_REQUIREMENT_. Within the records below, find each line that holds the string "index", then copy it.

** begin MATERIAL PROVIDED **

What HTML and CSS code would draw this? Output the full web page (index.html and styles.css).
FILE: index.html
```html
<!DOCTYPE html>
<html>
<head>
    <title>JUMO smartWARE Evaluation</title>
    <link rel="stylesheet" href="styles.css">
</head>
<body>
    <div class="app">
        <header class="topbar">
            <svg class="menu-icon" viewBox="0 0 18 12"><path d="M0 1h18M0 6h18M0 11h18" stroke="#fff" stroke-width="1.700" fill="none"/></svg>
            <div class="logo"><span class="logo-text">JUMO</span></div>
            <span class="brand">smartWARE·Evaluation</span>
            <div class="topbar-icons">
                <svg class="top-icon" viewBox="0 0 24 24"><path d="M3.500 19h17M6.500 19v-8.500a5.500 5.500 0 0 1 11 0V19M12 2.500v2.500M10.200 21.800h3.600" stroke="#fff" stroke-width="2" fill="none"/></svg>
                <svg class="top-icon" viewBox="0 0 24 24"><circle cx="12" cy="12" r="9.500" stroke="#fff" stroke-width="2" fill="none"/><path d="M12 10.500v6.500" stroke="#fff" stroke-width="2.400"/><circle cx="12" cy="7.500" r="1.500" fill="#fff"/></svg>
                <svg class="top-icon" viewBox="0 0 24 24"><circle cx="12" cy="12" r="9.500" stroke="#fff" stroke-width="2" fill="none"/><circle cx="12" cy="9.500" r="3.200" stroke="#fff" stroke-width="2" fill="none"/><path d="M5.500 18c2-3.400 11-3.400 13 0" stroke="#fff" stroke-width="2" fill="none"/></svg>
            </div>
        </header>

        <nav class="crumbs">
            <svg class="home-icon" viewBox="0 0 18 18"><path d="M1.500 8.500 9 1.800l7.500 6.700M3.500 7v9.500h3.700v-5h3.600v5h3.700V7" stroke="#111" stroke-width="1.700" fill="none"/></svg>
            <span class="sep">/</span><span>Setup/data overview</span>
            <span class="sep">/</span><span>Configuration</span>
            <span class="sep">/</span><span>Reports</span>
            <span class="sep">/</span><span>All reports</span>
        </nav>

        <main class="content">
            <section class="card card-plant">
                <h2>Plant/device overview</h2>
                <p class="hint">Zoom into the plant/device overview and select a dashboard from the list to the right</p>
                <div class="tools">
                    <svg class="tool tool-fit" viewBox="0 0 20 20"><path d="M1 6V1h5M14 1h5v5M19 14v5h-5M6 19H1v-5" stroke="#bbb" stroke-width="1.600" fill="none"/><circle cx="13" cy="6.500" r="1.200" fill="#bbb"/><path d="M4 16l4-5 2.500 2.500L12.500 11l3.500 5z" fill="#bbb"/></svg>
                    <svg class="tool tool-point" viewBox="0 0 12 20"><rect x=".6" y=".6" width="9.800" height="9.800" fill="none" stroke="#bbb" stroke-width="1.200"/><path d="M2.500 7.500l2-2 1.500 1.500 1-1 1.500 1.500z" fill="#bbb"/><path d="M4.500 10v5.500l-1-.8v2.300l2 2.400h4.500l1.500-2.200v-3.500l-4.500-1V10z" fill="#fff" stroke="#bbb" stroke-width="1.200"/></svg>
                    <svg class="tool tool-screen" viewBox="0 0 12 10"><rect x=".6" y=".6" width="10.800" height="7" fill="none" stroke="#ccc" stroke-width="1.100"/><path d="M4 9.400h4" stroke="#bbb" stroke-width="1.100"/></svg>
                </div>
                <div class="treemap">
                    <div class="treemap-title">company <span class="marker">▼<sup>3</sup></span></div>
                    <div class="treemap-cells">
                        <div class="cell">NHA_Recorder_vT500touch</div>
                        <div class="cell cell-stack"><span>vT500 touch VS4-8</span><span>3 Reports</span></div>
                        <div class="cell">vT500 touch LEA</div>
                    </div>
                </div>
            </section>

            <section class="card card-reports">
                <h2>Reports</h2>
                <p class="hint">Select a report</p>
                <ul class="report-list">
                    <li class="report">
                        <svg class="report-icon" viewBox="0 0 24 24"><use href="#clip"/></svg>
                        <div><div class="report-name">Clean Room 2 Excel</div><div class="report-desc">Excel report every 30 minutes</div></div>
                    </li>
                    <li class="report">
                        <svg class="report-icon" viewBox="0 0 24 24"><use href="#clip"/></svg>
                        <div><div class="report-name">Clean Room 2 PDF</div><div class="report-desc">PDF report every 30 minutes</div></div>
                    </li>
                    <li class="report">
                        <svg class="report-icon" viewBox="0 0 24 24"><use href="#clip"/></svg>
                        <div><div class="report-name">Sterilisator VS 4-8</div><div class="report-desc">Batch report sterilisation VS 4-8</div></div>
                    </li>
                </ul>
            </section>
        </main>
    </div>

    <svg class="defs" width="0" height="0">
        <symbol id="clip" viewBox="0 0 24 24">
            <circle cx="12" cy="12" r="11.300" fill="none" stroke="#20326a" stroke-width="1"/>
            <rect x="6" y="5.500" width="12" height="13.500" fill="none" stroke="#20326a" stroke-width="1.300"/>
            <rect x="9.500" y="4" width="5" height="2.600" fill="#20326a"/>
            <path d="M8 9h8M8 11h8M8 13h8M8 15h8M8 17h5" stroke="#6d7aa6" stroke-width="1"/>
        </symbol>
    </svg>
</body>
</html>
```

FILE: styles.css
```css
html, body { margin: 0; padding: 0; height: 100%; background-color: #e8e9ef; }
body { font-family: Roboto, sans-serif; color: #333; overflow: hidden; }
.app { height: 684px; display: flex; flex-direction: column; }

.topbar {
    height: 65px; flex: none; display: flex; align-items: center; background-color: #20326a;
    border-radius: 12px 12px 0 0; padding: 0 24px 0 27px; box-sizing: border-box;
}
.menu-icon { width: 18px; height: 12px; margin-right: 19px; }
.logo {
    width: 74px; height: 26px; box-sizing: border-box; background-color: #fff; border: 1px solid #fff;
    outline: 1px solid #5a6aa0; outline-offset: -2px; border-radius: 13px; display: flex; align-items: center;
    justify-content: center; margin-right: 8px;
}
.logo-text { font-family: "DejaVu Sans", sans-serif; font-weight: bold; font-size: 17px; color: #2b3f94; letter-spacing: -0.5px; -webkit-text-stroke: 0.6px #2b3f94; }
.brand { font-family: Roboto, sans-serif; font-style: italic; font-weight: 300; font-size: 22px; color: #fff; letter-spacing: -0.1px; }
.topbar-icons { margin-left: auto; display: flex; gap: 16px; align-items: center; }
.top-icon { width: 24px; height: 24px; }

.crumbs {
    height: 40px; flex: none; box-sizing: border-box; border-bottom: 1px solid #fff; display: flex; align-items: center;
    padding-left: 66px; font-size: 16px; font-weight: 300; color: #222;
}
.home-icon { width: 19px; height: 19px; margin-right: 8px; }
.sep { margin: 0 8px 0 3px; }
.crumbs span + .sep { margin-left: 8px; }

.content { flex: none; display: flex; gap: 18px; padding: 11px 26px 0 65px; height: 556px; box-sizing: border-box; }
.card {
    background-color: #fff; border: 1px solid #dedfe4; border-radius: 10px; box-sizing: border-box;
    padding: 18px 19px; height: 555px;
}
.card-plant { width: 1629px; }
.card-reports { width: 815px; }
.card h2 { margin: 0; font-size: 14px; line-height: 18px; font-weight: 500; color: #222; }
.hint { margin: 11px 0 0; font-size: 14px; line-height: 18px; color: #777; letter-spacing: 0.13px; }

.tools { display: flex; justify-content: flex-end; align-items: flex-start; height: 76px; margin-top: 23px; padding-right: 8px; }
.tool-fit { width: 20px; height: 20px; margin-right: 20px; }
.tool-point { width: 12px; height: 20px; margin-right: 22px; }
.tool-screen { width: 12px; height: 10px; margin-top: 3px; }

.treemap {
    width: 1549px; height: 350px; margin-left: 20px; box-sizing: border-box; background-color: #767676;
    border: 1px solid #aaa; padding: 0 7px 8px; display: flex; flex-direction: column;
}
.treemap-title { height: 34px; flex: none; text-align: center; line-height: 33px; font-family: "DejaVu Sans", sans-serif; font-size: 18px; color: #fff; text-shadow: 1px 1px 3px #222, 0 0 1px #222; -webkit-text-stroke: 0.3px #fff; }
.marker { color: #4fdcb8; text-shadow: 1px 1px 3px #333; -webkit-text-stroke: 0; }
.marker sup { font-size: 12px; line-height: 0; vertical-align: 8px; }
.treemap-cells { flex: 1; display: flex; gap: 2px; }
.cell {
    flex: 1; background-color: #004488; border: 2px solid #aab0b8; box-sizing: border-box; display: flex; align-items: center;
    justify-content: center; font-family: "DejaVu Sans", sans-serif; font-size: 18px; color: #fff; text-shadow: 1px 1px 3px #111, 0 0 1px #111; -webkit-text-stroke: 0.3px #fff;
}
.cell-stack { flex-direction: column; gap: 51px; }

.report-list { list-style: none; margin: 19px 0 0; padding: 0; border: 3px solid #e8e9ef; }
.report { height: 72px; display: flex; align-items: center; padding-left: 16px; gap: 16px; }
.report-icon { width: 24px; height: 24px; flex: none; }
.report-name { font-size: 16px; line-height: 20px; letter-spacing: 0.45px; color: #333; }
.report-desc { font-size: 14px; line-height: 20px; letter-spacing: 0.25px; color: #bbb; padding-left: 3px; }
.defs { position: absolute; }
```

** end MATERIAL PROVIDED **
** begin MATERIAL PROVIDED **

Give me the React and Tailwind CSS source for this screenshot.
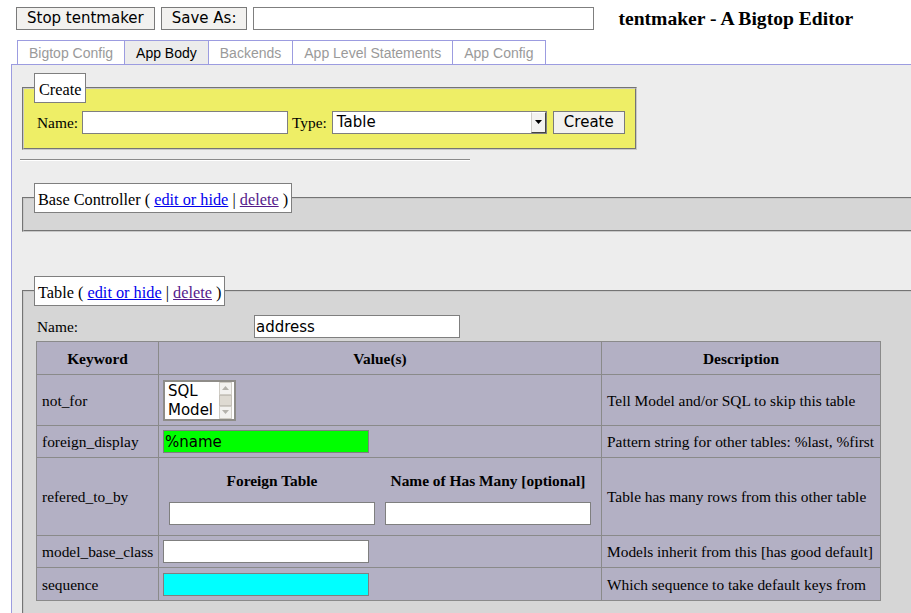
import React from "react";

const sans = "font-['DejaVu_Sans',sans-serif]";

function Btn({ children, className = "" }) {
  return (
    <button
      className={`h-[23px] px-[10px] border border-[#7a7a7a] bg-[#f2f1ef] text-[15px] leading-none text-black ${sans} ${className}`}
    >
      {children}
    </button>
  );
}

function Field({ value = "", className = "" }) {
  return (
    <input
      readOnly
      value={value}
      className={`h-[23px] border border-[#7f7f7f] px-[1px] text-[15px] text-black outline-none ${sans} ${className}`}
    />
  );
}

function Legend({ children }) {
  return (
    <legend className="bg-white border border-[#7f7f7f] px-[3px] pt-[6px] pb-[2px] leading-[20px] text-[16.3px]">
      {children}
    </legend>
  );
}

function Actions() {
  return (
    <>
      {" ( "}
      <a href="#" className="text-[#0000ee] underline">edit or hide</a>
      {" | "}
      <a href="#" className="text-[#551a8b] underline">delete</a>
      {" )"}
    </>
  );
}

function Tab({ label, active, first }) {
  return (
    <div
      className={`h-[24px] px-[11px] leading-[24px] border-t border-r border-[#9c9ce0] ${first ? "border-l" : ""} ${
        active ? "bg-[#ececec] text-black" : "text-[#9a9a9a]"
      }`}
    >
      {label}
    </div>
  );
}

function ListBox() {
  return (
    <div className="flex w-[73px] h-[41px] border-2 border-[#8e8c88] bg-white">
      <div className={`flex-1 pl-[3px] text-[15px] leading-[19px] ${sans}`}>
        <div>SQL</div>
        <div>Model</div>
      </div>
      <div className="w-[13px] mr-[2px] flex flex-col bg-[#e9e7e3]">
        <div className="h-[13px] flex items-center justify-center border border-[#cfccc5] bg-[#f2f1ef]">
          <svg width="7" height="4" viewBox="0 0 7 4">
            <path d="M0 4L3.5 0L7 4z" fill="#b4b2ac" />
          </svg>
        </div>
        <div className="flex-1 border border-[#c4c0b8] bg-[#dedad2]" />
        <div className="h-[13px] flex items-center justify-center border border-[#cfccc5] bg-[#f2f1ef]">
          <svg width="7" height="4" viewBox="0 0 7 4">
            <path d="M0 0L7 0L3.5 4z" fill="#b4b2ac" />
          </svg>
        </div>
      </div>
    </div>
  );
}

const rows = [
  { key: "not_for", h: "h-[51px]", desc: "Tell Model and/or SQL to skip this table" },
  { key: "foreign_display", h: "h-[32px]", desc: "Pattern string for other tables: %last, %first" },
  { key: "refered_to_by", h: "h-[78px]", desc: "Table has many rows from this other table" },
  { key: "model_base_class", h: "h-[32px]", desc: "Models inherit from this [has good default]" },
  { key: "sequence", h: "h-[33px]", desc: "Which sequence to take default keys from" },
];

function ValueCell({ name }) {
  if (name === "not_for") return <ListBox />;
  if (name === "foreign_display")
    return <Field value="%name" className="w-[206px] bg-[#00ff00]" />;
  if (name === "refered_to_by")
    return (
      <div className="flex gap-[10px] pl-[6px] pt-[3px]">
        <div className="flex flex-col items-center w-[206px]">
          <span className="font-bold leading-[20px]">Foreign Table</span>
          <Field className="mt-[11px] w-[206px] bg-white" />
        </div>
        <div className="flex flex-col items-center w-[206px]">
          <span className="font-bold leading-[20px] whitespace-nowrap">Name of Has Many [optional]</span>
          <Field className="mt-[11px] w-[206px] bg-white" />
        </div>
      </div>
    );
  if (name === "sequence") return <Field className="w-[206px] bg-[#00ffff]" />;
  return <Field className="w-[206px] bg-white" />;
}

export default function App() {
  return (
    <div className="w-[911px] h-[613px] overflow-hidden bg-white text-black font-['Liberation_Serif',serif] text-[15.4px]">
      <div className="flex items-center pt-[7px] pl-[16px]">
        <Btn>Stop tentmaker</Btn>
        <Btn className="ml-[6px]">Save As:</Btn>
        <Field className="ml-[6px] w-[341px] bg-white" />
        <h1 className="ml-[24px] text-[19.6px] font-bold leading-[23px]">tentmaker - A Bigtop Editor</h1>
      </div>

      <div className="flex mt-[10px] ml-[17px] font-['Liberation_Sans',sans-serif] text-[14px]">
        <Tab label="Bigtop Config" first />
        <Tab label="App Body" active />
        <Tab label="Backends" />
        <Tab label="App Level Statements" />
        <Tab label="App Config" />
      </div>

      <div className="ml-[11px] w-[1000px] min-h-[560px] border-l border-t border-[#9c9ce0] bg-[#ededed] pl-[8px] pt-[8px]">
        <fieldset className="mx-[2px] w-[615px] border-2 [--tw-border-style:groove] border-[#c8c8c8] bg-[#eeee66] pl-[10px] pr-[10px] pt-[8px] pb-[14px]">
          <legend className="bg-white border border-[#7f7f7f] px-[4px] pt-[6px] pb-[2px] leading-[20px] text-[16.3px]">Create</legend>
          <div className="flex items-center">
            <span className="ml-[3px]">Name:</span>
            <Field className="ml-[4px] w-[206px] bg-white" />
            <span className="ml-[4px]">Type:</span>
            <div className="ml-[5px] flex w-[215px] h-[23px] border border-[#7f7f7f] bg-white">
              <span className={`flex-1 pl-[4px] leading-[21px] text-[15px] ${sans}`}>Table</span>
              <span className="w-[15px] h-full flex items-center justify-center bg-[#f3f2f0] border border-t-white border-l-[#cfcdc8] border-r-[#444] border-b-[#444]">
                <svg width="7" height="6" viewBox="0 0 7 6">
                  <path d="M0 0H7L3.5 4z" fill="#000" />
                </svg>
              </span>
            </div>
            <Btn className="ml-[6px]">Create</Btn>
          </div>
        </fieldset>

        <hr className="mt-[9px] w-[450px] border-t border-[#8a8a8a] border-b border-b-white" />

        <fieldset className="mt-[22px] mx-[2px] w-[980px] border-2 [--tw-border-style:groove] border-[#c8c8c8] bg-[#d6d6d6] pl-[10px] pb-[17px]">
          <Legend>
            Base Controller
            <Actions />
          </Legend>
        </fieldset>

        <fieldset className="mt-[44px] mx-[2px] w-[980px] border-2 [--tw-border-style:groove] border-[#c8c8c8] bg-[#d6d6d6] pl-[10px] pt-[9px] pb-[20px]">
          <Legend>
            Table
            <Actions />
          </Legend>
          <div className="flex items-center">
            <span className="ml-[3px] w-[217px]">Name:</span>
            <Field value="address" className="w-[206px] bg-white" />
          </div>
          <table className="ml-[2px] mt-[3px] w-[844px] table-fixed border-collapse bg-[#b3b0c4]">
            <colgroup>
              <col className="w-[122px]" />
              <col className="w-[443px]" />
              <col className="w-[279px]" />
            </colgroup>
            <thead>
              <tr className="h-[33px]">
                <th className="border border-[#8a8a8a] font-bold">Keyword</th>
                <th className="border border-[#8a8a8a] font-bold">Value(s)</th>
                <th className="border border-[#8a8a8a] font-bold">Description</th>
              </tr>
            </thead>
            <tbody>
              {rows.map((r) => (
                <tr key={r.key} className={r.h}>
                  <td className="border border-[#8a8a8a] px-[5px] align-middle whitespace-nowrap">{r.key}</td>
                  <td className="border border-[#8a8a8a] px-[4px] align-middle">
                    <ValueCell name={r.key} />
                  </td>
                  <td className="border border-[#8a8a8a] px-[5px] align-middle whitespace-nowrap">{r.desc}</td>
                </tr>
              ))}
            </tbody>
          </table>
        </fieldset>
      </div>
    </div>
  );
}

** end MATERIAL PROVIDED **
** begin MATERIAL PROVIDED **

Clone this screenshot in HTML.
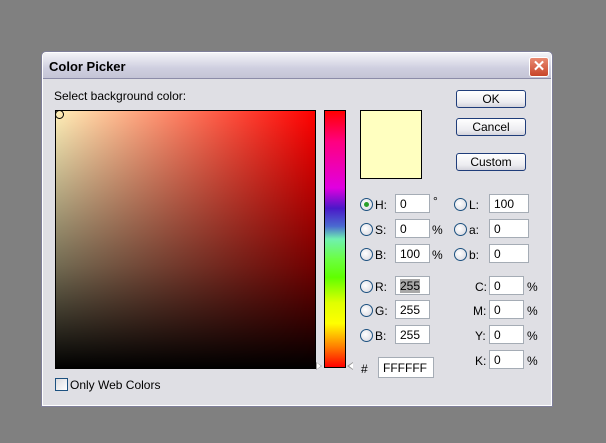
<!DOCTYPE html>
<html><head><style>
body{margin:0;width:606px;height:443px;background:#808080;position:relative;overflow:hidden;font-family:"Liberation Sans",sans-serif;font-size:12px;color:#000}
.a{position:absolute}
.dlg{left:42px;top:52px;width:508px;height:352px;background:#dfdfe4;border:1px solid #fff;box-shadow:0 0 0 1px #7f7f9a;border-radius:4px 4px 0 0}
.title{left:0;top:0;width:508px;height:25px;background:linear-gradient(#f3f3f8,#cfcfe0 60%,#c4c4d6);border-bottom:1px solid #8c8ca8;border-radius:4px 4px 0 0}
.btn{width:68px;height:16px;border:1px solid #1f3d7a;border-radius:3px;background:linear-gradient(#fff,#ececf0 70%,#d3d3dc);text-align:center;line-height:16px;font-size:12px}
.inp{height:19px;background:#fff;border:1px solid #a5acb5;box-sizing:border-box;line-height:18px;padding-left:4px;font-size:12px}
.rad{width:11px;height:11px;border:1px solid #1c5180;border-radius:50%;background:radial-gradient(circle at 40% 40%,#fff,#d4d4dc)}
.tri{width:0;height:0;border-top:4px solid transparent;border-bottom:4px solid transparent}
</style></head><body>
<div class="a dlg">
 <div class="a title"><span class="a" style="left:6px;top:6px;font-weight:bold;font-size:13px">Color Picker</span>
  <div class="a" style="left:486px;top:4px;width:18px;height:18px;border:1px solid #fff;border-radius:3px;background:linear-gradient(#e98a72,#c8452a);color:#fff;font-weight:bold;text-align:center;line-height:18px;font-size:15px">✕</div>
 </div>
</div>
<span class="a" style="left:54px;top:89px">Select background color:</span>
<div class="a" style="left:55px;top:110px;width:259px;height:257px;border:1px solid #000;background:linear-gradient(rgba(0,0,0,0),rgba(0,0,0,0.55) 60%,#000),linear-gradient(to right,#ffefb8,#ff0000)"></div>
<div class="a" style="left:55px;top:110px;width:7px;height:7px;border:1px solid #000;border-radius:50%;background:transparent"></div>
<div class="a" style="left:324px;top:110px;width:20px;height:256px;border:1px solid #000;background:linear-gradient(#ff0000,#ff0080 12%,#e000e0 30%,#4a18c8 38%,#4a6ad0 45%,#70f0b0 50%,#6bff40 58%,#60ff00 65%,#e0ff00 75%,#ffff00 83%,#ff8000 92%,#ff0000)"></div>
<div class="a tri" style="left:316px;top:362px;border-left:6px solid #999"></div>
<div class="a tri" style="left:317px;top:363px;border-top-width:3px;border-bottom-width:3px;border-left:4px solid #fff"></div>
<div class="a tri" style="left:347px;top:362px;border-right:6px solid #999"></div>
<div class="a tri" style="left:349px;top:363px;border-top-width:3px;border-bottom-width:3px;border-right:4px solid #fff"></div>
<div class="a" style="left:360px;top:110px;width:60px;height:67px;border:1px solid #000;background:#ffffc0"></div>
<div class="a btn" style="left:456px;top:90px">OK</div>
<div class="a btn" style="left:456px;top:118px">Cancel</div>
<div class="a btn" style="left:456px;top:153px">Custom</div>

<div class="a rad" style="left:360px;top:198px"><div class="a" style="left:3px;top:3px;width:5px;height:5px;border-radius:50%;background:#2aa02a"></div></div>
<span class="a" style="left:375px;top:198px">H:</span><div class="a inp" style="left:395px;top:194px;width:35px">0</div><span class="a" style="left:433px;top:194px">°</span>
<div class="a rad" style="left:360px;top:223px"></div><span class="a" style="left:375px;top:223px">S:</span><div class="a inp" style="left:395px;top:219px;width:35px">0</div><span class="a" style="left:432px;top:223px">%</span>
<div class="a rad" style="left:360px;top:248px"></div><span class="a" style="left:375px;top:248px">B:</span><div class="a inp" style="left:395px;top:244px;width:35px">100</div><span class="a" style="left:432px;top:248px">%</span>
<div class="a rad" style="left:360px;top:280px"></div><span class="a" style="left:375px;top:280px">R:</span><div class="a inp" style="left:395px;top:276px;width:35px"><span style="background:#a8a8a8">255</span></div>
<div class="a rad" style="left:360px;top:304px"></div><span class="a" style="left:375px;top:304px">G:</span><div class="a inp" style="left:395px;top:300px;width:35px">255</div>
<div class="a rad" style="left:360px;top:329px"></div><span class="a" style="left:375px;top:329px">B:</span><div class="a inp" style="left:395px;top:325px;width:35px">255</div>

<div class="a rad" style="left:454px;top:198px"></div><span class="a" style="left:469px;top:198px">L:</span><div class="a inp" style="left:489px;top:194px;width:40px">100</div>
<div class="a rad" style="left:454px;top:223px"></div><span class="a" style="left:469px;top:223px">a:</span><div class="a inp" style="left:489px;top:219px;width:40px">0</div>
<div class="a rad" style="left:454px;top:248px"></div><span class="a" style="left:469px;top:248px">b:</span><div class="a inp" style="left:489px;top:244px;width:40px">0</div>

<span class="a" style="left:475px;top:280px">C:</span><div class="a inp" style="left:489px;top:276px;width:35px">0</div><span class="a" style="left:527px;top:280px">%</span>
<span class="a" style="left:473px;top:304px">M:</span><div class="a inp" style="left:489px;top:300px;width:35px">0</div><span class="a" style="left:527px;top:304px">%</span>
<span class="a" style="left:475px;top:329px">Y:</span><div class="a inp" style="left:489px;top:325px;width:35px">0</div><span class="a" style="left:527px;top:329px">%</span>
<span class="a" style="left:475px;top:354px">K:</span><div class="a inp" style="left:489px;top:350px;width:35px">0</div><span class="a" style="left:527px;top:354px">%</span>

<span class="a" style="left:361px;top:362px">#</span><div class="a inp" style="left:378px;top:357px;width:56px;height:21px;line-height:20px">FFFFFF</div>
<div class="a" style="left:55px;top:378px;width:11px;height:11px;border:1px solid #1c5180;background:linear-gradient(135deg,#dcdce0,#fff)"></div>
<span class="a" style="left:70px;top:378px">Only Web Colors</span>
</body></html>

** end MATERIAL PROVIDED **

_ANSWER TO THE TASK_.
What HTML and CSS code would draw this? Output the full web page (index.html and styles.css).
FILE: index.html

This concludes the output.